[Begin]
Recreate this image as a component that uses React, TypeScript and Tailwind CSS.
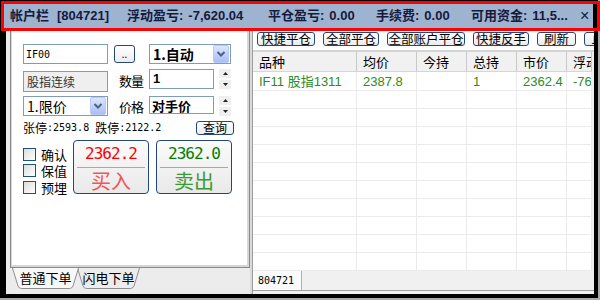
import React from 'react';

const CN = "font-['Noto_Sans_CJK_SC',sans-serif]";
const LAT = "font-['Liberation_Sans','Noto_Sans_CJK_SC',sans-serif]";
const MONO = "font-['DejaVu_Sans_Mono','Noto_Sans_CJK_SC',monospace]";

const HEADERS = ['品种', '均价', '今持', '总持', '市价', '浮动盈亏'];
const ROW = ['IF11 股指1311', '2387.8', '', '1', '2362.4', '-7620.04'];
const GRID = 'grid grid-cols-[104px_60px_50px_50px_50px_25px]';

function ComboArrow() {
  return (
    <div className="w-[16px] h-[18px] rounded-[2px] border border-[#b7caf5] bg-linear-to-b from-[#dbe5fe] to-[#a9bff4] flex items-center justify-center">
      <svg width="10" height="8" viewBox="0 0 10 8">
        <path d="M1.5 2 L5 5.5 L8.5 2" fill="none" stroke="#4d6185" strokeWidth="2" />
      </svg>
    </div>
  );
}

function Spin() {
  return (
    <div className="w-[12px] h-[20px] flex flex-col gap-[2px]">
      <div className="flex-1 bg-[#efefef] flex items-center justify-center">
        <svg width="5" height="3" viewBox="0 0 5 3"><path d="M2.5 0 L5 3 L0 3Z" fill="#222" /></svg>
      </div>
      <div className="flex-1 bg-[#efefef] flex items-center justify-center">
        <svg width="5" height="3" viewBox="0 0 5 3"><path d="M0 0 L5 0 L2.5 3Z" fill="#222" /></svg>
      </div>
    </div>
  );
}

function Check({ label }: { label: string }) {
  return (
    <div className="flex items-center h-[16.5px]">
      <div className="w-[13px] h-[13px] border border-[#1c5180] bg-linear-to-br from-[#dcdcd7] to-white" />
      <span className={`ml-[5px] w-[26px] text-[13px] leading-none text-black ${CN}`}>{label}</span>
    </div>
  );
}

function TradeButton({ price, label, priceColor, labelColor }: { price: string; label: string; priceColor: string; labelColor: string }) {
  return (
    <div className="w-[76px] h-[54px] rounded-[4px] border border-[#24477a] bg-linear-to-b from-[#fbfbfb] to-[#e9e9e9] flex flex-col items-center">
      <div className={`h-[26px] flex items-center text-[16px] tracking-[-1px] ${priceColor} font-['DejaVu_Sans_Mono',monospace]`}>{price}</div>
      <div className="w-[68px] h-px bg-[#a8a8a8]" />
      <div className={`flex-1 flex items-center text-[20px] leading-none ${labelColor} ${CN}`}>{label}</div>
    </div>
  );
}

function ToolButton({ label, w }: { label: string; w: string }) {
  return (
    <div className={`${w} h-[14px] shrink-0 rounded-[3px] border border-[#24477a] bg-linear-to-b from-white to-[#ececec] flex items-center justify-center whitespace-nowrap text-[12.5px] leading-none text-black ${CN}`}>
      {label}
    </div>
  );
}

export default function App() {
  return (
    <div className="relative w-[600px] h-[300px] bg-[#a9a9a9]">
      <div className="w-[598px] h-[298px] bg-black flex flex-col pl-[4px] pt-[4px]">
        {/* account bar */}
        <div className={`h-[24px] w-[589px] bg-[#9db3d0] flex items-center pl-[6px] text-[13px] font-bold text-[#161a3c] whitespace-nowrap ${LAT}`}>
          <span className="w-[47px] shrink-0">帐户栏</span>
          <span className="w-[70px] shrink-0">[804721]</span>
          <span className="w-[141px] shrink-0">浮动盈亏:<span className="ml-[5px]">-7,620.04</span></span>
          <span className="w-[108px] shrink-0">平仓盈亏:<span className="ml-[5px]">0.00</span></span>
          <span className="w-[95px] shrink-0">手续费:<span className="ml-[5px]">0.00</span></span>
          <span className="w-[109px] shrink-0">可用资金:<span className="ml-[5px]">11,5...</span></span>
          <span className="text-[16px] font-normal leading-none">×</span>
        </div>

        <div className="ml-[2px] w-[588px] h-[266px] flex bg-[#ececec]">
          {/* left order panel */}
          <div className="w-[244px] flex flex-col">
            <div className="ml-[4px] w-[240px] h-[240px] border-l border-r border-b border-[#8a8a8a]">
              <div className="h-full border-l border-r-2 border-b-2 border-[#d6d6d6] bg-white pt-[16px] pl-[11px] pr-[13px] text-black">
                {/* row 1 */}
                <div className="flex items-center h-[20px]">
                  <div className={`w-[85px] h-[20px] border border-[#7f9db9] flex items-center pl-[2px] text-[10px] ${MONO}`}>IF00</div>
                  <div className="ml-[6px] w-[21px] h-[18px] rounded-[3px] border border-[#24477a] bg-linear-to-b from-white to-[#ececec] flex items-end justify-center pb-[3px] text-[10px] leading-none">..</div>
                  <div className="ml-[14px] w-[82px] h-[20px] border border-[#7f9db9] flex items-center justify-between pr-[1px]">
                    <span className={`pl-[3px] text-[14px] font-bold leading-none ${CN}`}>1.自动</span>
                    <ComboArrow />
                  </div>
                </div>
                {/* row 2 */}
                <div className="flex items-start h-[23px] mt-[5px]">
                  <div className={`mt-[2px] w-[85px] h-[21px] border border-[#7f9db9] bg-[#efefef] flex items-center pl-[3px] text-[12px] leading-none text-[#333] ${CN}`}>股指连续</div>
                  <div className={`ml-[11px] w-[25px] h-[22px] flex items-center text-[13px] tracking-[-1px] leading-none ${CN}`}>数量</div>
                  <div className={`ml-[5px] w-[65px] h-[20px] border border-[#7f9db9] flex items-center pl-[3px] text-[13px] font-bold ${LAT}`}>1</div>
                  <div className="ml-[5px]"><Spin /></div>
                </div>
                {/* row 3 */}
                <div className="flex items-start h-[20px] mt-[4px]">
                  <div className="w-[85px] h-[20px] border border-[#7f9db9] flex items-center justify-between pr-[1px]">
                    <span className={`pl-[3px] text-[14px] leading-none ${CN}`}>1.限价</span>
                    <ComboArrow />
                  </div>
                  <div className={`ml-[11px] w-[25px] h-[20px] flex items-center text-[13px] tracking-[-1px] leading-none ${CN}`}>价格</div>
                  <div className={`ml-[5px] w-[65px] h-[18px] border border-[#7f9db9] flex items-center pl-[2px] text-[13px] font-bold leading-none ${CN}`}>对手价</div>
                  <div className="ml-[5px]"><Spin /></div>
                </div>
                {/* row 4 */}
                <div className="flex items-center h-[14px] mt-[5px]">
                  <span className={`flex items-center leading-none ${MONO}`}>
                    <span className={`text-[12px] ${CN}`}>张停</span>
                    <span className="text-[10px]">:2593.8</span>
                    <span className={`ml-[6px] text-[12px] ${CN}`}>跌停</span>
                    <span className="text-[10px]">:2122.2</span>
                  </span>
                  <div className={`ml-auto w-[38px] h-[14px] rounded-[3px] border border-[#24477a] bg-linear-to-b from-white to-[#ececec] flex items-center justify-center text-[12px] leading-none ${CN}`}>查询</div>
                </div>
                {/* row 5 */}
                <div className="flex mt-[5px]">
                  <div className="w-[50px] pt-[6px] flex flex-col">
                    <Check label="确认" />
                    <Check label="保值" />
                    <Check label="预埋" />
                  </div>
                  <TradeButton price="2362.2" label="买入" priceColor="text-[#ff0000]" labelColor="text-[#f25555]" />
                  <div className="ml-[7px]">
                    <TradeButton price="2362.0" label="卖出" priceColor="text-[#008000]" labelColor="text-[#3c9a32]" />
                  </div>
                </div>
              </div>
            </div>
            {/* bottom tabs */}
            <div className="h-[26px] flex pl-[6px]">
              <div className="relative z-10 w-[67px] h-[21px] flex justify-center pt-[3px]">
                <svg className="absolute inset-0" width="67" height="21" viewBox="0 0 67 21">
                  <path d="M0.5 0 L6 18 Q7 20.5 9.5 20.5 L57.5 20.5 Q60 20.5 61 18 L66.5 0" fill="#f8f8f8" stroke="#8f8f8f" />
                </svg>
                <span className={`relative text-[13px] leading-none text-black ${CN}`}>普通下单</span>
              </div>
              <div className="relative -ml-[2px] w-[63px] h-[21px] flex justify-center pt-[3px]">
                <svg className="absolute inset-0" width="63" height="21" viewBox="0 0 63 21">
                  <path d="M0.5 0 L6 18 Q7 20.5 9.5 20.5 L53.5 20.5 Q56 20.5 57 18 L62.5 0" fill="#ececec" stroke="#8f8f8f" />
                </svg>
                <span className={`relative text-[13px] leading-none text-black ${CN}`}>闪电下单</span>
              </div>
            </div>
          </div>

          {/* splitter */}
          <div className="w-[3px] bg-[#dadada] border-r border-[#9c9c9c]" />

          {/* positions panel */}
          <div className="w-[341px] flex flex-col bg-[#f0f0f0]">
            <div className="h-[24px] bg-white border-b-2 border-[#d4d4d4] flex pt-[4px] pl-[4px] gap-[8px] overflow-hidden pr-[2px]">
              <ToolButton label="快捷平仓" w="w-[58px]" />
              <ToolButton label="全部平仓" w="w-[56px]" />
              <ToolButton label="全部账户平仓" w="w-[78px]" />
              <ToolButton label="快捷反手" w="w-[56px]" />
              <ToolButton label="刷新" w="w-[39px]" />
              <ToolButton label="止损" w="w-[40px]" />
            </div>
            <div className="w-[339px] h-[219px] bg-white overflow-hidden">
              <div className={`${GRID} h-[20px] bg-[#f1f1f1] border-b border-[#d6d6d6]`}>
                {HEADERS.map((h, i) => (
                  <div key={i} className={`border-r border-[#c8c8c8] pl-[6px] flex items-center overflow-hidden whitespace-nowrap text-[13px] leading-none text-black ${CN}`}>{h}</div>
                ))}
              </div>
              <div className={`${GRID} h-[19px] border-b border-[#ebebeb]`}>
                {ROW.map((c, i) => (
                  <div key={i} className={`border-r border-[#ebebeb] pl-[6px] flex items-center overflow-hidden whitespace-nowrap text-[13px] leading-none text-[#2c8c1c] ${LAT}`}>{c}</div>
                ))}
              </div>
              {Array.from({ length: 10 }).map((_, r) => (
                <div key={r} className={`${GRID} h-[18px] border-b border-[#ebebeb]`}>
                  {HEADERS.map((_, i) => (
                    <div key={i} className="border-r border-[#ebebeb]" />
                  ))}
                </div>
              ))}
            </div>
            <div className="flex-1 flex flex-col">
              <div className="h-[20px] flex border-b border-[#a0a0a0]">
                <div className={`w-[49px] bg-[#fafafa] border-r border-[#b0b0b0] flex items-center pl-[5px] text-[10px] leading-none ${MONO}`}>804721</div>
              </div>
            </div>
          </div>
        </div>
      </div>
      {/* highlight overlay */}
      <div className="absolute left-[1px] top-[1px] w-[599px] h-[30px] border-[3px] border-[#ff0000] pointer-events-none" />
    </div>
  );
}
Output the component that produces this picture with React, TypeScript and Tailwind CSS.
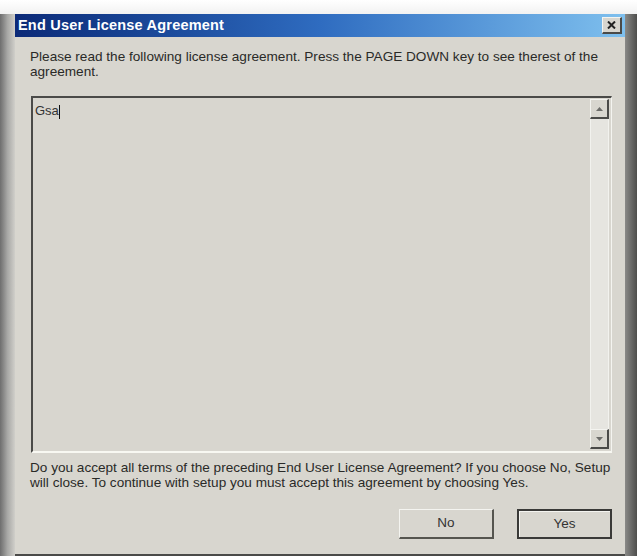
[End]
#### Directions:
Exactly as written, repeat the lines from the beginning of the entries up to and including the line with "const GRID = 'grid", but not the pictures.

#### Result of the task:
Recreate this image as a component that uses React, TypeScript and Tailwind CSS.
import React from 'react';

const CN = "font-['Noto_Sans_CJK_SC',sans-serif]";
const LAT = "font-['Liberation_Sans','Noto_Sans_CJK_SC',sans-serif]";
const MONO = "font-['DejaVu_Sans_Mono','Noto_Sans_CJK_SC',monospace]";

const HEADERS = ['品种', '均价', '今持', '总持', '市价', '浮动盈亏'];
const ROW = ['IF11 股指1311', '2387.8', '', '1', '2362.4', '-7620.04'];
const GRID = 'grid grid-cols-[104px_60px_50px_50px_50px_25px]';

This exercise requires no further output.